On both sides of the dispute one can find people who have proven their competence by other contributions to this site, so neither side can be dismissed out of hand. Dictionary definitions cannot conclusively resolve the dispute because in them one may find something like 'have a second job, typically secretly and at night' (Lexico), which is open to interpretation (how much weight should be given to typically?).

Is there a way of reconciling the two sides to the dispute? A way of doing that was hinted at by AGuest's contribution to this page, and it deserves an elaboration.

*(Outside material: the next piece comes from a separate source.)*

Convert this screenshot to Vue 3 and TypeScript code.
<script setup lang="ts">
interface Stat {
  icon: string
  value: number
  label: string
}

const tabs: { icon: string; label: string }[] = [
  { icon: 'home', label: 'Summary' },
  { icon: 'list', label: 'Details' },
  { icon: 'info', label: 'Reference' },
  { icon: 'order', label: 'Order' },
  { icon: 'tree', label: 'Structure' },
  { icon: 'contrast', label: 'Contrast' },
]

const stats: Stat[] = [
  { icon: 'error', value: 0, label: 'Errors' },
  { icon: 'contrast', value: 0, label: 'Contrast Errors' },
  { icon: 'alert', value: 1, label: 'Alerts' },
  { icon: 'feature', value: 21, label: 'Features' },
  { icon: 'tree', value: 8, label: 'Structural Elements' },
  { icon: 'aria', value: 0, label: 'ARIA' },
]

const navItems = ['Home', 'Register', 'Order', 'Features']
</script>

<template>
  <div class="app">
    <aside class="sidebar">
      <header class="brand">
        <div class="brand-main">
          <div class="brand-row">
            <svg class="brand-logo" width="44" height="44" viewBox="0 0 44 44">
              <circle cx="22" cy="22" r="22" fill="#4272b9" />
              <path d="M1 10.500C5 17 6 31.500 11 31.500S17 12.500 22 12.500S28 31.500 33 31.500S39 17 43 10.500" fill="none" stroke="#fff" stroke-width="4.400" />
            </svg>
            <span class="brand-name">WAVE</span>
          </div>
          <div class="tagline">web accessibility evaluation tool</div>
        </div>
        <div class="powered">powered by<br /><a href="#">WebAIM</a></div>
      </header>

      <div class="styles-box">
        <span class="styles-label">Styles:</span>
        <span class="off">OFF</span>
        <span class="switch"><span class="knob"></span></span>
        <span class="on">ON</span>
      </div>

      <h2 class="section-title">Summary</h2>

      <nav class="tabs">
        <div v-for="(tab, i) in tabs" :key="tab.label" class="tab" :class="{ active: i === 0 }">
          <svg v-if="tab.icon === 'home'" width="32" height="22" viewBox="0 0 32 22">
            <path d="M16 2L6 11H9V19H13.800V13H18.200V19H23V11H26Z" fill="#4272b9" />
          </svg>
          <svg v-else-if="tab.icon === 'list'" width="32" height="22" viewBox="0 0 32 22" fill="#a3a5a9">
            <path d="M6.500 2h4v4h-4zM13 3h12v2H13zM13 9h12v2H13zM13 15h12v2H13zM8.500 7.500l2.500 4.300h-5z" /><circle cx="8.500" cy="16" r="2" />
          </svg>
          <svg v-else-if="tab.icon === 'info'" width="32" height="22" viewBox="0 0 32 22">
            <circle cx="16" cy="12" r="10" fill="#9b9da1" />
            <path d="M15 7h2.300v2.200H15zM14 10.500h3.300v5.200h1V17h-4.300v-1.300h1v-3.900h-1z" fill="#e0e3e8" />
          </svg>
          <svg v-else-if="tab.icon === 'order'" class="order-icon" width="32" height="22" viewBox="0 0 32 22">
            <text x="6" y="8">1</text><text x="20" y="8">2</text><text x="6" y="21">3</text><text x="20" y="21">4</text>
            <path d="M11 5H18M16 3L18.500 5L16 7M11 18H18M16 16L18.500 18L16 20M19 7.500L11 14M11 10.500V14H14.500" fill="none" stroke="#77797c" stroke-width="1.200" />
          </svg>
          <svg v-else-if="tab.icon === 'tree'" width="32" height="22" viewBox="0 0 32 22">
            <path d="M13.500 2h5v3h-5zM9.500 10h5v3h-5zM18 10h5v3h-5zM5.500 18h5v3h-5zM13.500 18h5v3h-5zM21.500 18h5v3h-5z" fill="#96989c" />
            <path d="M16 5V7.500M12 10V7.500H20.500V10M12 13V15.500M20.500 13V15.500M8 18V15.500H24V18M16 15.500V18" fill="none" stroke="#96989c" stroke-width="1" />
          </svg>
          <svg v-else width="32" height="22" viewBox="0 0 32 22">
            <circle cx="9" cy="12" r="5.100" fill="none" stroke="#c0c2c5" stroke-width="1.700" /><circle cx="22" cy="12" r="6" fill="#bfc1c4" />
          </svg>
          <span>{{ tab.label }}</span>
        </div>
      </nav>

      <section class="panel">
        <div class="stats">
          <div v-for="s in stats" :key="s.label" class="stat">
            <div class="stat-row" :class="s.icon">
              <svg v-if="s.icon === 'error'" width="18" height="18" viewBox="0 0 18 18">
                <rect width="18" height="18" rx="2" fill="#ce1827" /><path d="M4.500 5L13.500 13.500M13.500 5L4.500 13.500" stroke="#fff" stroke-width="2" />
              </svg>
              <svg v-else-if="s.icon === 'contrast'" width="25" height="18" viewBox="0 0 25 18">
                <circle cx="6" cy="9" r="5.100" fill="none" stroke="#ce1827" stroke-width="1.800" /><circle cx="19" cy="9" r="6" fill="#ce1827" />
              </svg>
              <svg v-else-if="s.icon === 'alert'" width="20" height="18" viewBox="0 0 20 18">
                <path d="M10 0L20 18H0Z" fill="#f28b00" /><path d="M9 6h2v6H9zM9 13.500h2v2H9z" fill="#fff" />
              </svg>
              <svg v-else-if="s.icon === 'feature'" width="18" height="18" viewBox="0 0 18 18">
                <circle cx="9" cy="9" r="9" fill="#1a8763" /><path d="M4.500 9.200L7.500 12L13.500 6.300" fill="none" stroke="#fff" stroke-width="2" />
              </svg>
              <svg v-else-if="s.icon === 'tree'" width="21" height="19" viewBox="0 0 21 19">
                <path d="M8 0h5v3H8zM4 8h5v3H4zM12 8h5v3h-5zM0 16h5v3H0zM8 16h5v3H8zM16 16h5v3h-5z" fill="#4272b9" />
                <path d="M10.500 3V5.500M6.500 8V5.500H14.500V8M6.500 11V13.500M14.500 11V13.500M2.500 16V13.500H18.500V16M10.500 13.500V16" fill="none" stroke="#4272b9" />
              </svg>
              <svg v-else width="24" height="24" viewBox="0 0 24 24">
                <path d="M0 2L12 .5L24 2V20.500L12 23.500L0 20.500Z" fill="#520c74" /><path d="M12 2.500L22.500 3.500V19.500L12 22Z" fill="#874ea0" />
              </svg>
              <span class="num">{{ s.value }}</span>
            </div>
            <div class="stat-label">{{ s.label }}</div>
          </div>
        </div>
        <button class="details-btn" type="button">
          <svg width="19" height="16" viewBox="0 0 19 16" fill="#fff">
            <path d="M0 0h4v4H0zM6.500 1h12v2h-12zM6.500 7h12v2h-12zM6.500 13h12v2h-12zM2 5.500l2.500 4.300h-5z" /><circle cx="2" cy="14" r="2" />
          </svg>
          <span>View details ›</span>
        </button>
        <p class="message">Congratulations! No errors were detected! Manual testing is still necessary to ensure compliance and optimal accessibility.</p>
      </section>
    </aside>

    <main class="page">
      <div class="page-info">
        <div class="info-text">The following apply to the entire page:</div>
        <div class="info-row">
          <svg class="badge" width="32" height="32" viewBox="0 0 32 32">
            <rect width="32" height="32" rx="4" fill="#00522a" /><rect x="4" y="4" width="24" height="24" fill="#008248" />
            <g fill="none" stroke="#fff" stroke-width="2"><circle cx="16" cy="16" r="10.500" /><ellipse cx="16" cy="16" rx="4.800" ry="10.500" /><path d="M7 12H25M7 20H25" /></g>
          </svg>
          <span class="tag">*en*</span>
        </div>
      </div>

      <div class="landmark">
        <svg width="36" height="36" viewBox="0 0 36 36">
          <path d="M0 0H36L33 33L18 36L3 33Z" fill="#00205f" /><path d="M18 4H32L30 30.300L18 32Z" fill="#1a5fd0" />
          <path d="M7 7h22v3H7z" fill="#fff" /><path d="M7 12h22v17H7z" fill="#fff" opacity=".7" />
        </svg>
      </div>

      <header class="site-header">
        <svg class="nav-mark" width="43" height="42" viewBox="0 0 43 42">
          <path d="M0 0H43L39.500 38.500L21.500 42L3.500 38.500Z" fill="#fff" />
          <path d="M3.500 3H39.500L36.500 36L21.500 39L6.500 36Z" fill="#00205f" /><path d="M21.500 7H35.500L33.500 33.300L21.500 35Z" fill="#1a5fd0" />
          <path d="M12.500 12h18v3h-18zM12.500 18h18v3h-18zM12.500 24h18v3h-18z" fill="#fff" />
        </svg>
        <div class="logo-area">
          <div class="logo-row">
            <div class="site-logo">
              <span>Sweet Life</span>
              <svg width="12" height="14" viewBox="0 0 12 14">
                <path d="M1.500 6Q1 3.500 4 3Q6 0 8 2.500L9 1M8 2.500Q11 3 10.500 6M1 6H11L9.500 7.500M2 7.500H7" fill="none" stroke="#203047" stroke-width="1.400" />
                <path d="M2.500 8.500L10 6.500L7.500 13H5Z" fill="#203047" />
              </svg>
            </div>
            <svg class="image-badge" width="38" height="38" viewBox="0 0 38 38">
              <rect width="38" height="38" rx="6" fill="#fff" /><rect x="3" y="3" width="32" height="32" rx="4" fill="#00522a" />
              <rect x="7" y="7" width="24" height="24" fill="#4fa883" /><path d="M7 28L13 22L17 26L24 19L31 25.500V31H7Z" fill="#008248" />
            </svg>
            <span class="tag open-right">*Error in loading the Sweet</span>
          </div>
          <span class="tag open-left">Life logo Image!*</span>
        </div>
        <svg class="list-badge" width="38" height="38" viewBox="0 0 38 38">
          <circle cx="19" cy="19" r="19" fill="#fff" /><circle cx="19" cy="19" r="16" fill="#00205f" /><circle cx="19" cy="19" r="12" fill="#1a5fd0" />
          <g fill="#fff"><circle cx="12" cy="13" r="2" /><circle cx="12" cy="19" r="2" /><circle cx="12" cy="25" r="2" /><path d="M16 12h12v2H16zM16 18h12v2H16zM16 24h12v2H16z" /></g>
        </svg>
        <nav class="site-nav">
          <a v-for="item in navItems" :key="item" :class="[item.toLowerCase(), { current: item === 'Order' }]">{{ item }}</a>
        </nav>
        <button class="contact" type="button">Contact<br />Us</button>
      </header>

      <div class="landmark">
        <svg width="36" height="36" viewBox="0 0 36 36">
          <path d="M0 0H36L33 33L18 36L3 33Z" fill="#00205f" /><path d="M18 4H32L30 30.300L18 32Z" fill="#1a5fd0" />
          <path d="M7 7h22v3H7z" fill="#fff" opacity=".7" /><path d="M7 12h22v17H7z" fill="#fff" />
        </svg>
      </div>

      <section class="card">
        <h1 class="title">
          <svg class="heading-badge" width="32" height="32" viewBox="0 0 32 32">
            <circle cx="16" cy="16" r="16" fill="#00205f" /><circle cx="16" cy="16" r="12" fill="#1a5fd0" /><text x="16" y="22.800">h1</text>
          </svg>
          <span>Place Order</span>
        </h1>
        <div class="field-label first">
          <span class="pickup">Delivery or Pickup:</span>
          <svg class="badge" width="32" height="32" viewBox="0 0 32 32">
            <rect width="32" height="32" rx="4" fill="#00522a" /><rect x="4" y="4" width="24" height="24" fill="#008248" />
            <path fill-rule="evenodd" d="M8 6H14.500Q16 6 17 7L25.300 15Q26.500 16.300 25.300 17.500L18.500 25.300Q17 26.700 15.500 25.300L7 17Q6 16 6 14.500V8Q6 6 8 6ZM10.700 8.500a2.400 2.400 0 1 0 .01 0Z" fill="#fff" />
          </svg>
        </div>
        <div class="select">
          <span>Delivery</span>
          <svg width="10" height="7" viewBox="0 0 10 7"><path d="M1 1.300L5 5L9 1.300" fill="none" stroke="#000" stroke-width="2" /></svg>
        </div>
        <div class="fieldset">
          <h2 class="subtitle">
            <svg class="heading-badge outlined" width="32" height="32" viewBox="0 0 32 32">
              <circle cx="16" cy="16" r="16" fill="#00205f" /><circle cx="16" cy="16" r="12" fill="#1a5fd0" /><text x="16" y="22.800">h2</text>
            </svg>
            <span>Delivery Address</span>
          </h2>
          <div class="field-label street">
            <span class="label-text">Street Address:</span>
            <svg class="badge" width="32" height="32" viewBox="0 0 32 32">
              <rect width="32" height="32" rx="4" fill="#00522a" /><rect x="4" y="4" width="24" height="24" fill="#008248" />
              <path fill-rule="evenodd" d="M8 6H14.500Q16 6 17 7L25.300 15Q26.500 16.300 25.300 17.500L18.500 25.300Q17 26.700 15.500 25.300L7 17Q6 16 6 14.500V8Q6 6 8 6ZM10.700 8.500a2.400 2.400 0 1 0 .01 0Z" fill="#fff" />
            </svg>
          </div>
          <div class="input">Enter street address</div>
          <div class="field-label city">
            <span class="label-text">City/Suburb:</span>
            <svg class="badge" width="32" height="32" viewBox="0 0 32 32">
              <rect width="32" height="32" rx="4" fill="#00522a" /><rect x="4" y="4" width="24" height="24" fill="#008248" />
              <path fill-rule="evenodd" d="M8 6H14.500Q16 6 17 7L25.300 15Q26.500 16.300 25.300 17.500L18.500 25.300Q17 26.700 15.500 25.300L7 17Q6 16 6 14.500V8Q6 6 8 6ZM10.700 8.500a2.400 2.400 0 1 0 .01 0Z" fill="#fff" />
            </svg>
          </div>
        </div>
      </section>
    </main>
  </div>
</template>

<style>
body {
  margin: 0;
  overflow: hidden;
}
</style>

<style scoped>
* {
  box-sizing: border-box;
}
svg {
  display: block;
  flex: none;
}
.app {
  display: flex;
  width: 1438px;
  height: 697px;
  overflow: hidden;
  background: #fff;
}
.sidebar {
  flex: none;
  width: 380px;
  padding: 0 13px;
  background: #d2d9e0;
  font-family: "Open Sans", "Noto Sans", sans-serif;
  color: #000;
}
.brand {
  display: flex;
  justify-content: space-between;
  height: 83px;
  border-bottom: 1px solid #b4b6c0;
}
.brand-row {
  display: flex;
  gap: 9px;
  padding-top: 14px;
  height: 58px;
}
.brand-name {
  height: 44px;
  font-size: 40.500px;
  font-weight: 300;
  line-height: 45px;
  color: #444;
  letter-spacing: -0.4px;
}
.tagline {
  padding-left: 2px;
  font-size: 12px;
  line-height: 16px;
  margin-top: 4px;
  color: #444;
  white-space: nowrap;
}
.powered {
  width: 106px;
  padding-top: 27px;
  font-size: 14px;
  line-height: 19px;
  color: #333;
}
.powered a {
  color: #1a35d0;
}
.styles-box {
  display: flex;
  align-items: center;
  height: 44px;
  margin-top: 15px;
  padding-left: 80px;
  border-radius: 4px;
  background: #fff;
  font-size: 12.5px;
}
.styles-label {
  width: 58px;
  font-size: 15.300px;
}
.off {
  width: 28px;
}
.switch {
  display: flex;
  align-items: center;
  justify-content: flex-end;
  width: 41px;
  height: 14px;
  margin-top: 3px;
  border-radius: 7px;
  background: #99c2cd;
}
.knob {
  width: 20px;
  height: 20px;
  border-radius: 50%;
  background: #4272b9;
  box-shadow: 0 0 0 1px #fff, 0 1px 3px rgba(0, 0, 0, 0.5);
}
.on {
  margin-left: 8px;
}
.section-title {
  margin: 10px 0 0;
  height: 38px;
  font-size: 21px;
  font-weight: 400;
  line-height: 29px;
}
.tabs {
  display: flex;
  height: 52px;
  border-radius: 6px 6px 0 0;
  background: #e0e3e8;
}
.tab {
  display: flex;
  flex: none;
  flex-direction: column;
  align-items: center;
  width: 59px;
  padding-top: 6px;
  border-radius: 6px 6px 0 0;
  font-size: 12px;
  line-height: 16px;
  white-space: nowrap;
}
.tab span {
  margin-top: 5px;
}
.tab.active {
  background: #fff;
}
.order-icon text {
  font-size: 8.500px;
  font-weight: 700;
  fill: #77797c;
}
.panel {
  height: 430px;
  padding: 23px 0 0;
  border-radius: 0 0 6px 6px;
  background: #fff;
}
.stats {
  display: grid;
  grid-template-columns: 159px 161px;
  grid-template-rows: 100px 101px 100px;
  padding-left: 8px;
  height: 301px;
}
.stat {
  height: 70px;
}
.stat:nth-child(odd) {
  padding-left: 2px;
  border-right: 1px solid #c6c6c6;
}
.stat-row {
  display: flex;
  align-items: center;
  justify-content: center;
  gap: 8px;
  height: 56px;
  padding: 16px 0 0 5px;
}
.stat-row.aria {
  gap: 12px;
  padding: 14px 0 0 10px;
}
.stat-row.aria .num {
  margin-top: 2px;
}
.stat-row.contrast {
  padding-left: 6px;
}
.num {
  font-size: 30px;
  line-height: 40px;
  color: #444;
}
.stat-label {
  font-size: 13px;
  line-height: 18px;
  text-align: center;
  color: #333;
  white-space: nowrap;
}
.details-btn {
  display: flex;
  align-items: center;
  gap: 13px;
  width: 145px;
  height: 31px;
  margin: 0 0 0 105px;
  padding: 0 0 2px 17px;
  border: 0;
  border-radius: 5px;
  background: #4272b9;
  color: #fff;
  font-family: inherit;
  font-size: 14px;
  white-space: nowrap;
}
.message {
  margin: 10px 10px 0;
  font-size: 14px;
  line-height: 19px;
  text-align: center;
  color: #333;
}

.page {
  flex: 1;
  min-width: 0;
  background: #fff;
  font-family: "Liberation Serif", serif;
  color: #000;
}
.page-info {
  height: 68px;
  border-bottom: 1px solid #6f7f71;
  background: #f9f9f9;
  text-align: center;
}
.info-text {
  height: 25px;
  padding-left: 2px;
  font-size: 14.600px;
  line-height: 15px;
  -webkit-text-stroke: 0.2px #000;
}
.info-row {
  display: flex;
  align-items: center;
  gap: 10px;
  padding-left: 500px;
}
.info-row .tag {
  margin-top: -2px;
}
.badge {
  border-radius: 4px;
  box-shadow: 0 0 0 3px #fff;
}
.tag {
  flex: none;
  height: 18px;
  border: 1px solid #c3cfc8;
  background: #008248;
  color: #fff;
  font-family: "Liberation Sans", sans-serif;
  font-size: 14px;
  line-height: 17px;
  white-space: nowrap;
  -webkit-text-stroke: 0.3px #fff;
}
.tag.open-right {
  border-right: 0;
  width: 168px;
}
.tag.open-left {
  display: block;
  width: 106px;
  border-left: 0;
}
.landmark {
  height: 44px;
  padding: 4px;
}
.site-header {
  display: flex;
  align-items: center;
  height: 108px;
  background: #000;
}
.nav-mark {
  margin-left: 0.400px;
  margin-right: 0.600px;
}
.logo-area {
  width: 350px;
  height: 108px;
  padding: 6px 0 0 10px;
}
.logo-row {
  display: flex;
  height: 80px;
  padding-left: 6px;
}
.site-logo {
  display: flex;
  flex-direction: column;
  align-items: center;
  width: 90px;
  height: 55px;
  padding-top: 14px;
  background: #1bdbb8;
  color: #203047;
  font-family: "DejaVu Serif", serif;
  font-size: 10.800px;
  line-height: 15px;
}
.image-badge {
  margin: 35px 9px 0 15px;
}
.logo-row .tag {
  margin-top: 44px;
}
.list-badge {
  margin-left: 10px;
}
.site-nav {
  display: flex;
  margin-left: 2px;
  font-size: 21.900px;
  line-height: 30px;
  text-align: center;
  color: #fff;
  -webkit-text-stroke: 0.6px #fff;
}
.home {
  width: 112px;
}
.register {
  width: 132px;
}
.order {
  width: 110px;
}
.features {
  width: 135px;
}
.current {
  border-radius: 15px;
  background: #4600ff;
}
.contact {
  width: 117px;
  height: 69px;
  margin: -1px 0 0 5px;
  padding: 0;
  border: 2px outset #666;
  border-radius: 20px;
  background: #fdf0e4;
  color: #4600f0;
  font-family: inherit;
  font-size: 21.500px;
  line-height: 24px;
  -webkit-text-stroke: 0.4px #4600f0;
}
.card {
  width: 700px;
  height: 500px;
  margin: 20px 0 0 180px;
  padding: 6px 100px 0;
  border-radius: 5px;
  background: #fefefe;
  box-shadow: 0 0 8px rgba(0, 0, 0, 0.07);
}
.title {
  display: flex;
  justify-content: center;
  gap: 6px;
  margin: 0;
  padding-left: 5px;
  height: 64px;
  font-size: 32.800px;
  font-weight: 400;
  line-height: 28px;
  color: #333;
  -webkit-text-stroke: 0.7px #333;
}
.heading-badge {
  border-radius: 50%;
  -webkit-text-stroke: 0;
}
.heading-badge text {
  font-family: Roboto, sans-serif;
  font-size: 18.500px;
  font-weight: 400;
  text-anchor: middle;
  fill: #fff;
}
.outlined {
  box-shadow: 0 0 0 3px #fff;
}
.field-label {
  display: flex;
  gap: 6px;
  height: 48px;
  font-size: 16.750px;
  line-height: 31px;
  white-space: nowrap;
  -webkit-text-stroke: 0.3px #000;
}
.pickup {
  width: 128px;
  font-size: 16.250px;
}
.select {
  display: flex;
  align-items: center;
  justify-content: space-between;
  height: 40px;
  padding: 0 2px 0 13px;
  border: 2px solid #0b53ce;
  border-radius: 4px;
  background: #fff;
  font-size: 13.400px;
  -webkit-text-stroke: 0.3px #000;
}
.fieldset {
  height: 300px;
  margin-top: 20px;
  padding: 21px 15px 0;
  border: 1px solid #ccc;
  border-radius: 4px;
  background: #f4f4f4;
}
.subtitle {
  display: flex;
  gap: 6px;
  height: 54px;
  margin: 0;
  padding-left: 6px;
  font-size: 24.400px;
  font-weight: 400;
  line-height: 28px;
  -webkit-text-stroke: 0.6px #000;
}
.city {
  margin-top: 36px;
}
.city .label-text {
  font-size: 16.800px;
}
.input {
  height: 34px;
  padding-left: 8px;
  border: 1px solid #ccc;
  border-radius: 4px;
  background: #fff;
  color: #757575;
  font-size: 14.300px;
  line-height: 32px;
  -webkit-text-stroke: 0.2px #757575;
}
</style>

The usage of the term has probably developed as follows. Originally it always carried the implication of shadiness, impropriety. Then some people, still having this implication in mind, started using it jokingly in the cases in which there was, in fact, nothing shady about the job. Some people heard such use of the term, but did not understand its joking overtones, and so came to believe that it means simply a second job. At the next stage of the term's development, these people started using it themselves in what they understood to be its meaning, that is, a second job, without any implication of impropriety. At this point, there are probably quite a few people who are using the term that way, but there are probably also quite a few people who are familiar with the original meaning of the term and 'hear' its implications whenever it is used.